TASK GOAL ▸
Select the lines of the records containing the word "screenshot" and list them.

DATA LINES ▸

--- START ---

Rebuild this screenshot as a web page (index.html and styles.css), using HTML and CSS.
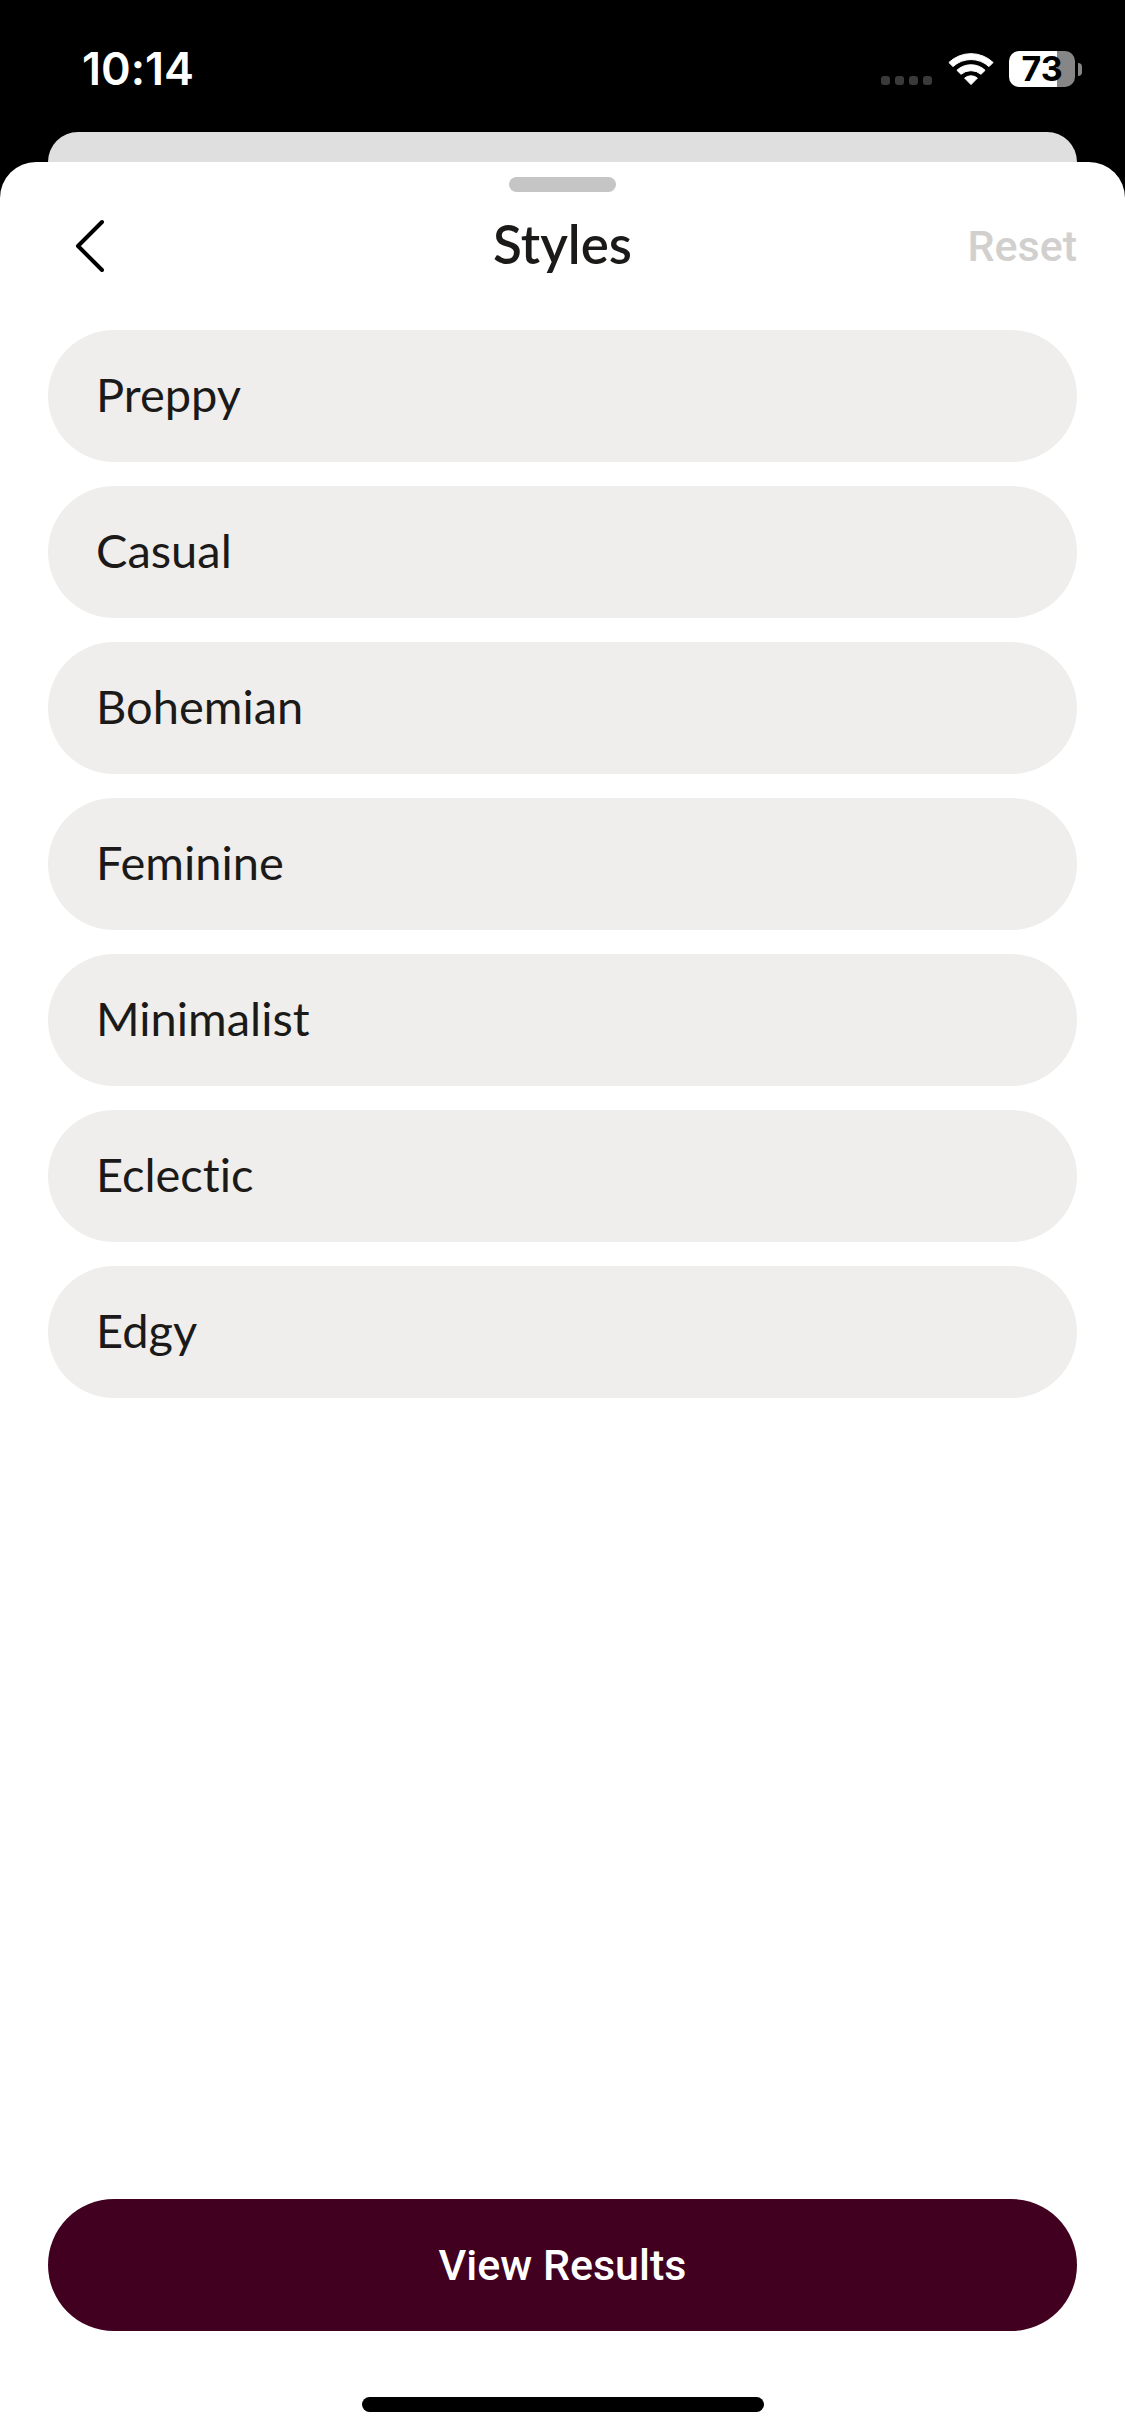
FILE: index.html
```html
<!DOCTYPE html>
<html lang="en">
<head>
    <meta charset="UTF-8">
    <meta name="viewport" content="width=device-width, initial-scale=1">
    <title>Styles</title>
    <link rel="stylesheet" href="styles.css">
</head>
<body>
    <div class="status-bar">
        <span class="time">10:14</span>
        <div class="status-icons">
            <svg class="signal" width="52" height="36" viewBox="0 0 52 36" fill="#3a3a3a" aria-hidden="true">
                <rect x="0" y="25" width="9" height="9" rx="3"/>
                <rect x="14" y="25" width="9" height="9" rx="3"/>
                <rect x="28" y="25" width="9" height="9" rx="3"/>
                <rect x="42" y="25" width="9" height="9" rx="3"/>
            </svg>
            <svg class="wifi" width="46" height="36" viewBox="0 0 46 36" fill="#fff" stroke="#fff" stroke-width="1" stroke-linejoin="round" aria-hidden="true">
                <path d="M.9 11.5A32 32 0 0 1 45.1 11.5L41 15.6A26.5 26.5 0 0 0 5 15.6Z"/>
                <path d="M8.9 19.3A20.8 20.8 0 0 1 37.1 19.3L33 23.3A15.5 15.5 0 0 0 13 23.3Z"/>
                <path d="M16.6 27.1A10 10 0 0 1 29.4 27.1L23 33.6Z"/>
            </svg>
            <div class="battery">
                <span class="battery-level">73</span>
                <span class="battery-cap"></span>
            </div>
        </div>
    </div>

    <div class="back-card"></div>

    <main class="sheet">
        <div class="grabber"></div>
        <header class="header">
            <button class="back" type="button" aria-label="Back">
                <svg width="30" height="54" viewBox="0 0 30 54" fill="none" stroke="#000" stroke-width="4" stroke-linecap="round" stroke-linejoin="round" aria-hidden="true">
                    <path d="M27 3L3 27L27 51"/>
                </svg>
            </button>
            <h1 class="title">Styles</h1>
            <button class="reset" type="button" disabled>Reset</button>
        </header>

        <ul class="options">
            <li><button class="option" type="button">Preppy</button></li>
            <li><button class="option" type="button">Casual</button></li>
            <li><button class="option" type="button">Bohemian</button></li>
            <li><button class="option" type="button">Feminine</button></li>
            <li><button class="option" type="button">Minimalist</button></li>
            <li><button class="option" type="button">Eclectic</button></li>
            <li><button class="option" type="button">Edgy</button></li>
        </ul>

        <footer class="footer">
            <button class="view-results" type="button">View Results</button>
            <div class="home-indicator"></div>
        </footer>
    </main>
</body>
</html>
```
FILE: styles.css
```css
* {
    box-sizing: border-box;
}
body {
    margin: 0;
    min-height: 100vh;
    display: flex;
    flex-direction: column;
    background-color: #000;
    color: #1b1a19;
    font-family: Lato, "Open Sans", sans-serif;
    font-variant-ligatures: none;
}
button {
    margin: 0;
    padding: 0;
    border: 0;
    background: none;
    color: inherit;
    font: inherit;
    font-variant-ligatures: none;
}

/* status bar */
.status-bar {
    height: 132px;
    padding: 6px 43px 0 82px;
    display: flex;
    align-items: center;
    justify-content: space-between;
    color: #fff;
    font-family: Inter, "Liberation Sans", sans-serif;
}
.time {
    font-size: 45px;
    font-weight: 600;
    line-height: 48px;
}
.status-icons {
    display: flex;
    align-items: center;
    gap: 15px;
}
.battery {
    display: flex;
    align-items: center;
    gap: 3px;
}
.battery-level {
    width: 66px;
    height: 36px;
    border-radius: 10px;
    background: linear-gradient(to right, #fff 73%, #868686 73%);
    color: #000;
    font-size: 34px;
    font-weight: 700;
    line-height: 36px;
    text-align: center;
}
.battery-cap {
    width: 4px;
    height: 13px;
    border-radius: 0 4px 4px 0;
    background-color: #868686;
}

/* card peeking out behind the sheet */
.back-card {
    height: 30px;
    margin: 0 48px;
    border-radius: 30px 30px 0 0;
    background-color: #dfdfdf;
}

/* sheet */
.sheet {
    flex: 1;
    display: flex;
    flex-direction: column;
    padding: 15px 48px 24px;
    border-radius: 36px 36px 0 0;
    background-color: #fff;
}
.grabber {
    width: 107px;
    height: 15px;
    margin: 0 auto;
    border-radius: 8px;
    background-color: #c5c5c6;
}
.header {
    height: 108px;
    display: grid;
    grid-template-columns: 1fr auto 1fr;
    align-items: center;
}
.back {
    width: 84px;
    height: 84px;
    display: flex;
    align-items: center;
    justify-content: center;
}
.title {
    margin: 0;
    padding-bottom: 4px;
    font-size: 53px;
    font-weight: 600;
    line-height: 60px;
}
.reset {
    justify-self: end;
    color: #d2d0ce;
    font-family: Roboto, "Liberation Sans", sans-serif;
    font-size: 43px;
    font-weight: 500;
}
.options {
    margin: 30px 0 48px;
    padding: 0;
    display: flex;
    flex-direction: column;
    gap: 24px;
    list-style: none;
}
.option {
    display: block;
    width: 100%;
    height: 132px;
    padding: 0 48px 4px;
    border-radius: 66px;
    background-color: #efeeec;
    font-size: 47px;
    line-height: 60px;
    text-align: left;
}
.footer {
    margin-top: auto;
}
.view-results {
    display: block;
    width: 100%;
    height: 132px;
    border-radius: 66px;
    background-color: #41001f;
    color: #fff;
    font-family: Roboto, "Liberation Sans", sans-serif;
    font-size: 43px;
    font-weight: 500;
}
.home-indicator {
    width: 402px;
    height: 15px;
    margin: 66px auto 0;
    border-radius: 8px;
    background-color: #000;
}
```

--- END ---
--- START ---

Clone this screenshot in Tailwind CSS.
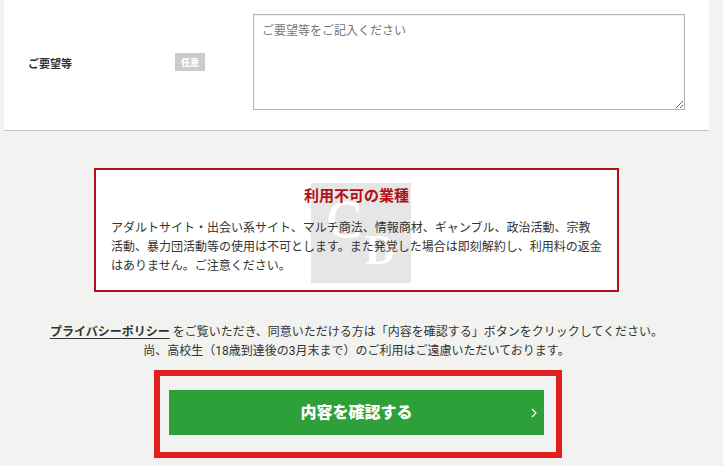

--- END ---

FULL RESPONSE ▸
Rebuild this screenshot as a web page (index.html and styles.css), using HTML and CSS.
Clone this screenshot in Tailwind CSS.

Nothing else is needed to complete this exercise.